Audio capturing and audio recording can be prohibited or require special consideration for several reasons, by national legislature or various types of local rules and regulations. While one region or environment might allow audio capture, it can still prohibit audio recordings. Companies can also prohibit audio surveillance within their premises.
Disclaimer
This document and its content is provided courtesy of Axis and all rights to the document or any intellectual property rights relating thereto (including but not limited to trademarks, trade names, logotypes and similar marks therein) are protected by law and all rights, title and/or interest in and to the document or any intellectual property rights related thereto are and shall remain vested in Axis Communications AB.
Please be advised that this document is provided “as is” without warranty of any kind for information purposes only. The information provided in this document does not, and is not intended to, constitute legal advice. This document is not intended to, and shall not, create any legal obligation for Axis Communications AB and/or any of its affiliates. Axis Communications AB’s and/or any of its affiliates’ obligations in relation to any Axis products are subject exclusively to terms and conditions of agreement between Axis and the entity that purchased such products directly from Axis.

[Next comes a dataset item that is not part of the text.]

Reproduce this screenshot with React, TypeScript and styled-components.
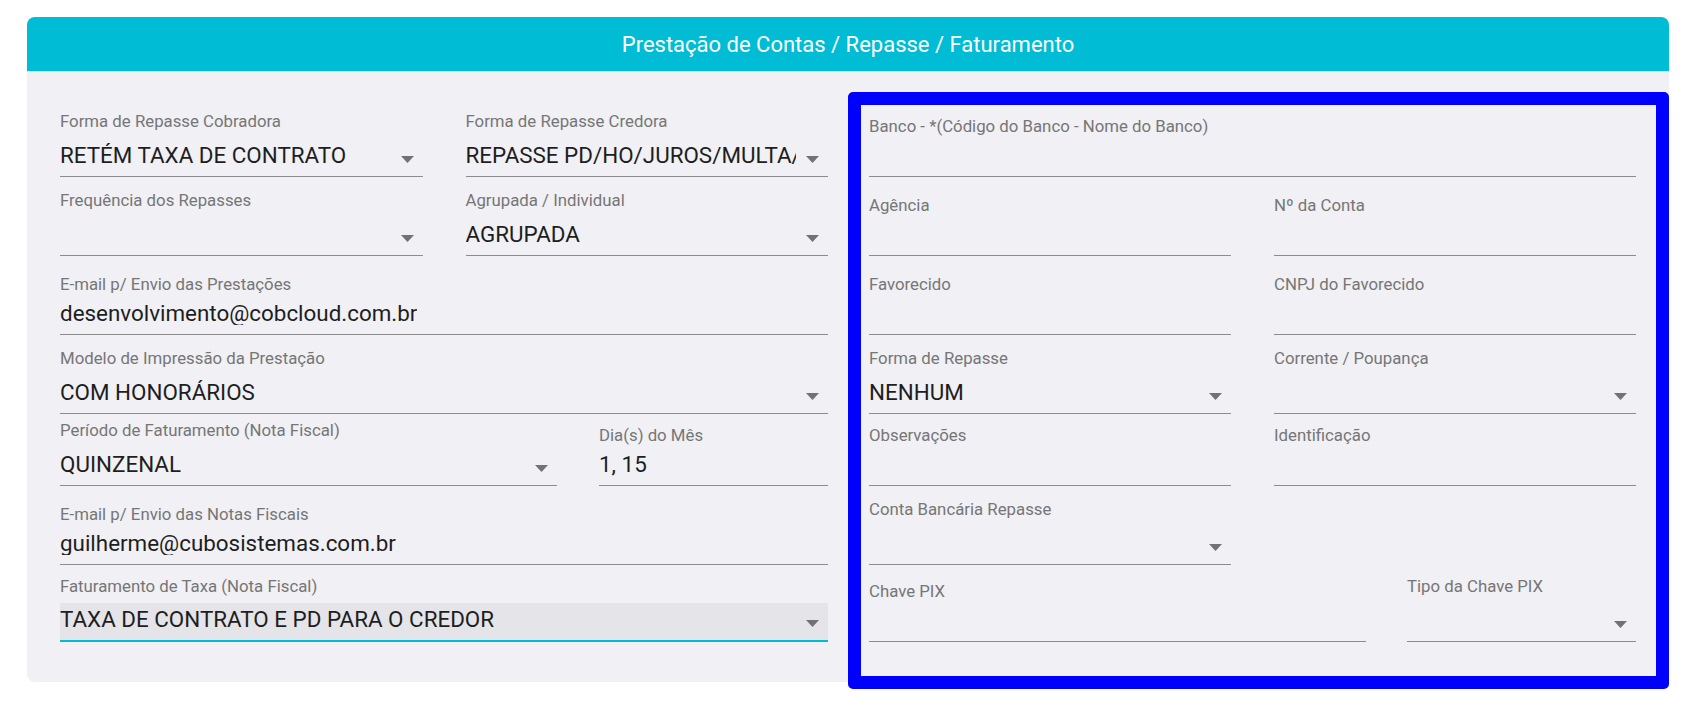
import React from "react";
import styled, { createGlobalStyle } from "styled-components";

const GlobalStyle = createGlobalStyle`
  body {
    margin: 0;
    background: #ffffff;
    font-family: Roboto, "Liberation Sans", Arial, sans-serif;
  }
  * {
    box-sizing: border-box;
  }
`;

type FieldKind = "text" | "select" | "filled";

interface FieldProps {
  label: string;
  value?: string;
  kind?: FieldKind;
}

const Field = ({ label, value, kind = "text" }: FieldProps) => (
  <FieldWrap>
    <Label>{label}</Label>
    <Control $kind={kind}>
      <Value>{value ?? ""}</Value>
      {kind !== "text" && (
        <Caret viewBox="0 0 13 7">
          <polygon points="0,0 13,0 6.5,7" />
        </Caret>
      )}
    </Control>
  </FieldWrap>
);

export default function App() {
  return (
    <>
      <GlobalStyle />
      <Page>
        <Card>
          <CardHeader>Prestação de Contas / Repasse / Faturamento</CardHeader>
          <CardBody>
            <LeftColumn>
              <Row $h={79} $cols="1fr 1fr">
                <Field label="Forma de Repasse Cobradora" value="RETÉM TAXA DE CONTRATO" kind="select" />
                <Field label="Forma de Repasse Credora" value="REPASSE PD/HO/JUROS/MULTA/ENCARGOS" kind="select" />
              </Row>
              <Row $h={79} $cols="1fr 1fr">
                <Field label="Frequência dos Repasses" kind="select" />
                <Field label="Agrupada / Individual" value="AGRUPADA" kind="select" />
              </Row>
              <Row $h={79}>
                <Field label="E-mail p/ Envio das Prestações" value="desenvolvimento@cobcloud.com.br" />
              </Row>
              <Row $h={79}>
                <Field label="Modelo de Impressão da Prestação" value="COM HONORÁRIOS" kind="select" />
              </Row>
              <Row $h={72} $cols="497px 1fr" $gap={42}>
                <Field label="Período de Faturamento (Nota Fiscal)" value="QUINZENAL" kind="select" />
                <Field label="Dia(s) do Mês" value="1, 15" />
              </Row>
              <Row $h={79}>
                <Field label="E-mail p/ Envio das Notas Fiscais" value="guilherme@cubosistemas.com.br" />
              </Row>
              <Row $h={77}>
                <Field label="Faturamento de Taxa (Nota Fiscal)" value="TAXA DE CONTRATO E PD PARA O CREDOR" kind="filled" />
              </Row>
            </LeftColumn>

            <BankBox>
              <Row $h={72}>
                <Field label="Banco - *(Código do Banco - Nome do Banco)" />
              </Row>
              <Row $h={79} $cols="1fr 1fr">
                <Field label="Agência" />
                <Field label="Nº da Conta" />
              </Row>
              <Row $h={79} $cols="1fr 1fr">
                <Field label="Favorecido" />
                <Field label="CNPJ do Favorecido" />
              </Row>
              <Row $h={79} $cols="1fr 1fr">
                <Field label="Forma de Repasse" value="NENHUM" kind="select" />
                <Field label="Corrente / Poupança" kind="select" />
              </Row>
              <Row $h={72} $cols="1fr 1fr">
                <Field label="Observações" />
                <Field label="Identificação" />
              </Row>
              <Row $h={79} $cols="1fr 1fr">
                <Field label="Conta Bancária Repasse" kind="select" />
                <div />
              </Row>
              <Row $h={77} $cols="497px 1fr" $gap={41}>
                <Field label="Chave PIX" />
                <Field label="Tipo da Chave PIX" kind="select" />
              </Row>
            </BankBox>
          </CardBody>
        </Card>
      </Page>
    </>
  );
}

const Page = styled.div`
  padding: 17px 35px 20px 27px;
`;

const Card = styled.section`
  background: #f0f0f5;
  border-radius: 8px;
`;

const CardHeader = styled.header`
  height: 55px;
  display: flex;
  align-items: center;
  justify-content: center;
  background: #00bcd4;
  border-radius: 8px 8px 0 0;
  border-bottom: 1px solid #dcdce2;
  color: #ffffff;
  font-size: 22px;
`;

/* the bank box pokes 7px out under the card's bottom edge */
const CardBody = styled.div`
  display: flex;
  align-items: flex-start;
  gap: 20px;
  padding-left: 33px;
`;

const LeftColumn = styled.div`
  width: 768px;
  flex-shrink: 0;
  padding-top: 26px;
  display: flex;
  flex-direction: column;
`;

const BankBox = styled.div`
  flex: 1;
  margin: 20px 0 -7px;
  height: 597px;
  border: 13px solid #0000ff;
  border-radius: 5px;
  padding: 0 20px 0 8px;
  display: flex;
  flex-direction: column;
`;

const Row = styled.div<{ $h: number; $cols?: string; $gap?: number }>`
  height: ${(p) => p.$h}px;
  flex-shrink: 0;
  display: grid;
  grid-template-columns: ${(p) => p.$cols ?? "1fr"};
  column-gap: ${(p) => p.$gap ?? 43}px;
  align-items: end;
`;

const FieldWrap = styled.div`
  display: flex;
  flex-direction: column;
  min-width: 0;
`;

const Label = styled.label`
  font-size: 16.8px;
  line-height: 18px;
  color: #767676;
  white-space: nowrap;
`;

const Control = styled.div<{ $kind: FieldKind }>`
  position: relative;
  display: flex;
  align-items: flex-end;
  height: ${(p) => (p.$kind === "text" ? 42 : p.$kind === "select" ? 47 : 39)}px;
  margin-top: ${(p) => (p.$kind === "filled" ? 8 : 0)}px;
  padding: 0 ${(p) => (p.$kind === "text" ? 0 : 32)}px 9px 0;
  border-bottom: ${(p) => (p.$kind === "filled" ? "2px solid #00bcd4" : "1px solid #8c8c8c")};
  background: ${(p) => (p.$kind === "filled" ? "#e4e4e9" : "transparent")};
`;

const Value = styled.span`
  font-size: 22.4px;
  line-height: 24px;
  color: #1e1e1e;
  white-space: nowrap;
  overflow: hidden;
`;

const Caret = styled.svg`
  position: absolute;
  right: 9px;
  bottom: 13px;
  width: 13px;
  height: 7px;
  fill: #727272;
`;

FOR THE AVOIDANCE OF DOUBT, THE ENTIRE RISK AS TO THE USE, RESULTS AND PERFORMANCE OF THIS DOCUMENT IS ASSUMED BY THE USER OF THE DOCUMENT AND AXIS DISCLAIMS AND EXCLUDES, TO THE MAXIMUM EXTENT PERMITTED BY LAW, ALL WARRANTIES, WHETHER STATUTORY, EXPRESS OR IMPLIED, INCLUDING BUT NOT LIMITED TO ANY IMPLIED WARRANTIES OF MERCHANTABILITY, FITNESS FOR A PARTICULAR PURPOSE, TITLE AND NON-INFRINGEMENT AND PRODUCT LIABILITY, OR ANY WARRANTY ARISING OUT OF ANY PROPOSAL, SPECIFICATION OR SAMPLE WITH RESPECT TO THIS DOCUMENT.